The commission today released a new trade strategy seeking more effective policies and improving transparency, including a commitment to release key texts in Europe's negotiations in the Trans-Atlantic Trade and Investment Partnership (TTIP), a similar far-reaching trade and investment deal to the Trans-Pacific Partnership, which sparked protests across the continent. The strategy's top priorities include reviving the World Trade Organisation and concluding the TTIP, along with a free trade deal with Japan and investment agreement with China, while also opening the door to a push into Asia-Pacific, Latin America and Africa.
The priority for Europe's Asia-Pacific strategy is strengthening relationships with Australia and New Zealand, which it sees as close partners sharing common values and views on a number of issues.
"Stronger economic ties with these countries will also provide a solid platform for deeper integration with wider Asia-Pacific value chains," the paper said.
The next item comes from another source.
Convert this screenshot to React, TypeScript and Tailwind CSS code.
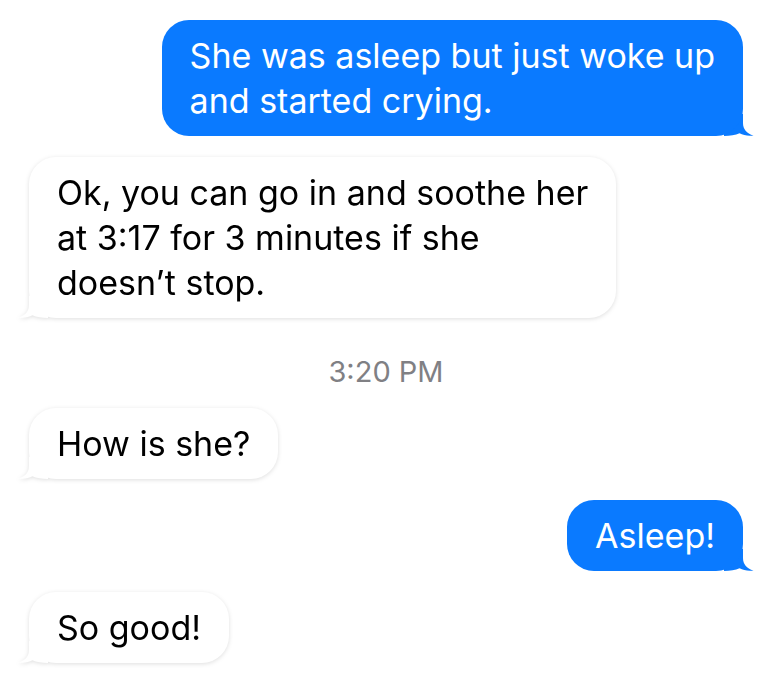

The commission will "request authorisation to negotiate FTAs with Australia and New Zealand, taking into account the EU agricultural sensitivities."
The new strategy comes as New Zealand renews its own desire for closer trade relations with Europe, and Prime Minister John Key will travel to Brussels later this month to meet with Donald Tusk, president of the European Council, and European Commission president Jean-Claude Juncker to push the country's case for a free trade deal.
Last month, New Zealand's government released a refreshed trade strategy emphasising a pivot to Latin America and pursuing an FTA with Europe, while continuing to build on its deepening Asia region trade relationships.
New Zealand exported $5.08 billion of goods in the year ended Aug. 31, up from $5.01 billion a year earlier, while it imported $9.15 billion of goods in the same period, compared to $8.72 billion in 2014.